Now, our American colleagues faced the same dilemma in the 1970s. They were having safety issues. Their passenger rail was in deep trouble. They could meet capacity --
THOMSON: And part of that was their budget as well.
MIASEK: Yes, absolutely. So, they formed what are called public-private partnerships where the federal government, the state governments and the railways formed a partnership and jointly invested in improving the rail system. Canada hasn't taken that step yet, but we strongly think that's needed.
THOMSON: How vulnerable do you think the rail system is in Canada at this point?
MIASEK: I think it's very vulnerable. Because of the secondary-line shutdowns -- the best example in Toronto, where I live, all shipments from Eastern Canada to Western Canada, or the other way around, go right through the central part of Toronto, past two nuclear plants. The branch lines, the secondary lines, have all been shut down. So, the crude oil that's moving from North Dakota to Brunswick, or wherever, comes right through Toronto. It's a very vulnerable situation.

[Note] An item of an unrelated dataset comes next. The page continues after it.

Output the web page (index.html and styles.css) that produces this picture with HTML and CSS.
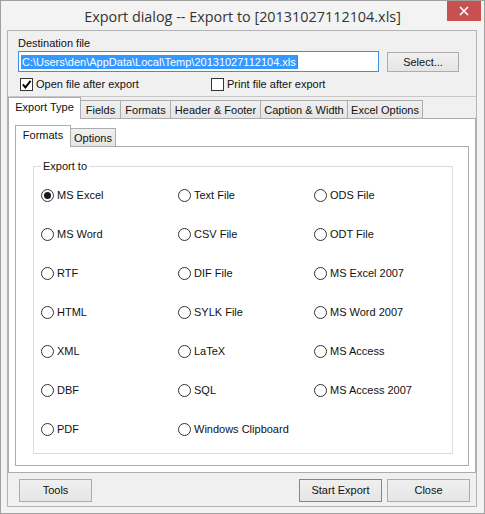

As I say, we're going through Canada's largest metropolis, past two nuclear plants, past all sorts of other high-risk operations. One incident, and our whole rail system will be shut down. We need more money in the system to build redundancy.
THOMSON: Certainly federally there's been an effort taken to make these measures better. But also a promise to make sure that these things don't happen again in the future. Do you see anything within the words of either the federal transport minister or Transport Canada that more money will be put into these systems?
MIASEK: They're not at that stage yet. But I am encouraged by one fact. The transport minister, Lisa Raitt, has recently announced a re-examination of the Canada Transportation Act one year ahead of schedule, which is in our mind a good sign.
MIASEK: There's an eminent panel of Canadians being tasked to look at this. And I'm sure this question will come up. Certainly our group intends to make submissions to this panel along these lines.
THOMSON: Okay. Peter Miasek, thank you so much for coming in to speak with us.
MIASEK: My pleasure, Bev. Thank you.